Thursday, March 29, 2007

Boat Testing: Part 3

This is the second time we have come down to Geelong to test boats this season. Today we are trying the New Zealand, Kirs pair and also have our Sykes boat to do some further work with it. We will use the identical protocol to what we used last time. It will include three tests that involve max speed, rate steps and paddling. This we know gives us a broad variety of samples that can be analysed.

The weather here today is a bit windy which does make things a little more challenging. In part we aren’t doing a direct comparison, but what we are looking for is how efficient the boats are. Due to the device we use on the boat that records all the information about speed and acceleration we are able to gather very useful information. So even in various conditions we can look at and understand the efficiency of the hull. Now what this does not take into account is our output, but we do take heart rate and lactate measurements to ensure that the influence our efforts are understood.

It’s a bit of a slow start to the day because we have had to rig the boat up with a new set of riggers. Our coach is having a tough time getting some of the measurements we need with gate height etc. As a good little athlete I am over sitting in the car staying out of the way. Rigging can become a pressure situation, particularly when I ask a lot of questions. Better I sat here and amuse myself rather than frustrate my coach.

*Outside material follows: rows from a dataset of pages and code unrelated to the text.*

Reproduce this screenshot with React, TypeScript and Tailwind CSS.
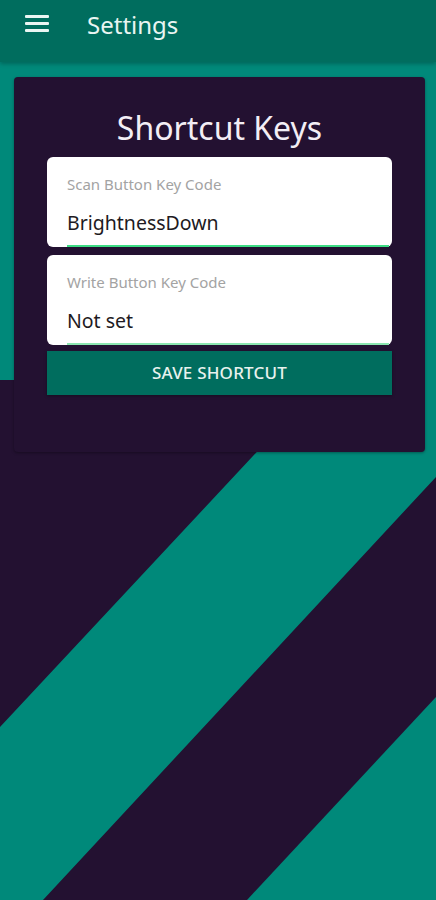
import React from "react";

const font = { fontFamily: '"Noto Sans", "Open Sans", sans-serif' };

const Backdrop = () => (
  <svg
    className="absolute inset-0 w-full h-full"
    viewBox="0 0 436 900"
    preserveAspectRatio="none"
    aria-hidden="true"
  >
    <rect width="436" height="900" fill="#231131" />
    <polygon
      points="0,62 436,62 436,477 43,900 0,900 0,727 324,380 0,380"
      fill="#00897a"
    />
    <polygon points="436,697 436,900 247,900" fill="#00897a" />
  </svg>
);

const KeyField = ({ label, value, line }: { label: string; value: string; line: string }) => (
  <div className="bg-white rounded-[6px] h-[90px] flex flex-col">
    <div className={`flex-1 ml-[20px] mr-[3px] flex flex-col border-b-2 ${line}`}>
      <span className="text-[15px] text-[#a3a3a3] mt-[15px] leading-[24px]">{label}</span>
      <span className="text-[19.5px] text-[#1e1a22] mt-[13px] leading-[28px]">{value}</span>
    </div>
  </div>
);

export default function App() {
  return (
    <div className="relative min-h-[900px] w-full overflow-hidden" style={font}>
      <Backdrop />
      <header className="relative z-10 h-[62px] bg-[#006d5e] shadow-[0_2px_4px_rgba(0,0,0,0.25)] flex items-start pt-[15px]">
        <button className="ml-[25px] w-[24px] h-[17px] flex flex-col justify-between">
          <span className="block h-[3px] w-full bg-[#eaf6f3] rounded-[1px]" />
          <span className="block h-[3px] w-full bg-[#eaf6f3] rounded-[1px]" />
          <span className="block h-[3px] w-full bg-[#eaf6f3] rounded-[1px]" />
        </button>
        <h1 className="ml-[38px] text-[24px] text-[#e9f5f2] leading-[18px] mt-[1px]">Settings</h1>
      </header>

      <main className="relative pt-[15px] pl-[14px] pr-[11px]">
        <section className="bg-[#231131] rounded-[4px] shadow-[0_1px_3px_rgba(0,0,0,0.35)] px-[33px] pt-[22px] pb-[57px]">
          <h2 className="h-[58px] flex items-center justify-center text-[32px] text-[#f3eef5]">
            Shortcut Keys
          </h2>
          <div className="flex flex-col gap-[8px]">
            <KeyField label="Scan Button Key Code" value="BrightnessDown" line="border-[#3ddc84]" />
            <KeyField label="Write Button Key Code" value="Not set" line="border-[#8be6b0]" />
          </div>
          <button className="mt-[6px] w-full h-[44px] bg-[#006d5e] shadow-[0_1px_3px_rgba(0,0,0,0.35)] text-[#e8f2ee] text-[17px] font-medium tracking-[0.2px]">
            SAVE SHORTCUT
          </button>
        </section>
      </main>
    </div>
  );
}
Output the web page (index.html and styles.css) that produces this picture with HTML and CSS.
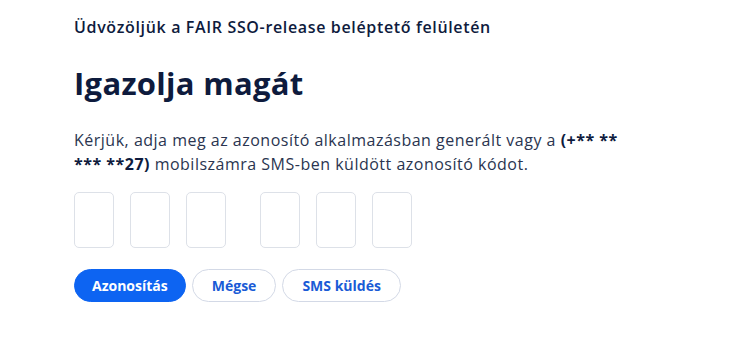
FILE: index.html
```html
<!DOCTYPE html>
<html lang="hu">
<head>
    <meta charset="UTF-8">
    <title>FAIR SSO</title>
    <link rel="stylesheet" href="styles.css">
</head>
<body>
    <div class="page">
        <p class="welcome">Üdvözöljük a FAIR SSO-release beléptető felületén</p>
        <h1 class="title">Igazolja magát</h1>
        <p class="intro">Kérjük, adja meg az azonosító alkalmazásban generált vagy a <b>(+** **<br>*** **27)</b> mobilszámra SMS-ben küldött azonosító kódot.</p>

        <div class="code">
            <div class="code-group">
                <input class="digit" type="text" maxlength="1">
                <input class="digit" type="text" maxlength="1">
                <input class="digit" type="text" maxlength="1">
            </div>
            <div class="code-group">
                <input class="digit" type="text" maxlength="1">
                <input class="digit" type="text" maxlength="1">
                <input class="digit" type="text" maxlength="1">
            </div>
        </div>

        <div class="actions">
            <button class="btn btn-primary">Azonosítás</button>
            <button class="btn btn-outline">Mégse</button>
            <button class="btn btn-outline">SMS küldés</button>
        </div>
    </div>
</body>
</html>
```

FILE: styles.css
```css
body {
    margin: 0;
    background: #fff;
    font-family: "Open Sans", sans-serif;
    color: #0e1b3d;
}
.page {
    padding: 17px 0 0 74px;
}
.welcome {
    margin: 0;
    font-size: 16px;
    font-weight: 600;
    line-height: 20px;
    letter-spacing: 0.65px;
}
.title {
    margin: 26px 0 0;
    font-size: 31px;
    font-weight: 700;
    line-height: 40px;
    letter-spacing: 0.3px;
}
.intro {
    margin: 25px 0 0;
    font-size: 16px;
    line-height: 24px;
    letter-spacing: 0.5px;
    color: #2a3550;
}
.intro b {
    color: #0e1b3d;
}
.code {
    display: flex;
    gap: 34px;
    margin-top: 16px;
}
.code-group {
    display: flex;
    gap: 16px;
}
.digit {
    width: 40px;
    height: 56px;
    box-sizing: border-box;
    border: 1px solid #dde1e8;
    border-radius: 5px;
    padding: 0;
    text-align: center;
    font-size: 20px;
}
.actions {
    display: flex;
    gap: 6px;
    margin-top: 21px;
}
.btn {
    height: 33px;
    padding: 0 19px;
    border-radius: 17px;
    font-family: inherit;
    font-size: 14px;
    font-weight: 700;
    cursor: pointer;
}
.btn-primary {
    padding: 0 17px;
    background: #0d64f2;
    border: 1px solid #0d64f2;
    color: #fff;
}
.btn-outline {
    background: #fff;
    border: 1px solid #d3d9e6;
    color: #1a5bd6;
}
```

Some thing I will mention now about some conversation we have had about testing and it revolves around the need to find equipment that suits the athletes rowing style. Our subjective view so far and probably of the years is that different styles of rowing would suit different boats. In saying that then this testing is more about find the equipment that best suits the style of rowing that we use and plan on improving.

In brief our style that we focus on is length and rhythm. I know many coaches and athlete also have this as their aim, but we all interpret thing differently and more important is what actually happens at speed. So to ensure we are translating our intent into action we have also been gathering video footage to compare and analyse also and currently we are happy with our consistent length and as for the rhythm we are working on how to improve it further. This is really about drive and recovery ratio and the flow and acceleration. The turns become so important in creating rhythm and are for us key areas that need improving I think.

Obvious this is an update on boat testing and a little information on what we are currently working on too. The next boat testing update will most likely include the final analysis and conclusion for the phase as we most certainly will want to settle on what will work best for use this season.